Speaking of partnerships, Drama Geek never ceases to amaze
me in that realm. We recently attended a convention together. In an effort to
start our relationship off on the right foot, I’ve held nothing back from him.
Shortly after we met, I clued him in on all the irons I had going in the fire. I
told him of my full-time job, my freelance writing, my image consulting, my
public speaking and of my devotion to my church family. I shared my dreams and
goals with him; I told him my priorities.
It may not sound like much, but this was a big deal. I spent
a lot of time in my previous marriage fighting over my ambition or Mr. Ex’s
lack of it. I had grown weary of being resented for my driven nature, and I
refused to be in a similar relationship. Though I instantly liked Drama Geek
more than I was willing to admit, I knew I had to start the relationship off
with full disclosure. If he couldn’t handle my tendency to burn the candle at
every imaginable end, we both deserved to know that information sooner rather
than later. Surprisingly, what irritated Mr. Ex the most is exactly what
attracts Drama Geek to me. He says he loves my ambition, my confidence and my
willingness to go the extra mile to achieve a goal.
Because of that, he invested his own time and money to
accompany me on this recent business trip. It was shocking to me. In my
marriage, our lives were clearly divided. Mr. Ex would never accompany me on a
consulting gig or convention; those were “my thing” and of no interest to him.

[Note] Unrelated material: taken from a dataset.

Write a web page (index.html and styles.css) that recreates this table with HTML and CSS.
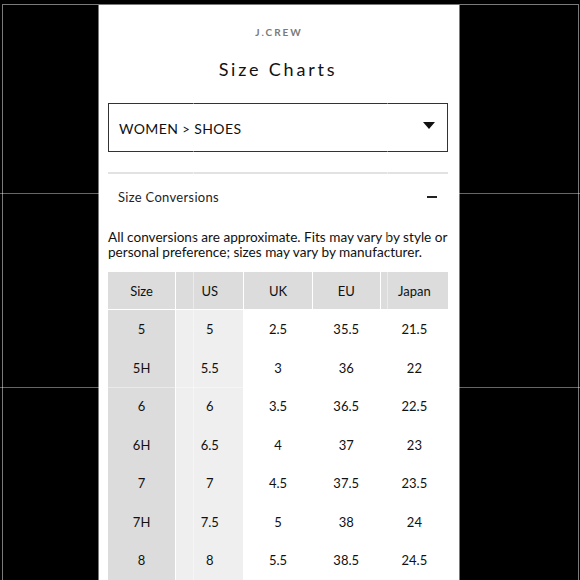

Similarly, I wouldn’t join him and his friends for a night of stoned
debauchery. That was “his thing.” Come to think of it, we really did live
separate lives.
That’s why it’s even more impressive to me that Drama Geek
not only willingly traveled with me on business, but he sat in on all my
training sessions as well. Through that action – and our nightly debriefings – I
learned that he has an impeccable business sense and is keen in strategy. I
also learned that he views all of my business endeavors as “our thing.” More
than once, he referred to my profession as a “joint business venture” and
pledged to do all he could to support me in achieving the goals I’ve set for
myself. I didn’t know what to do with myself or my apparent good fortune.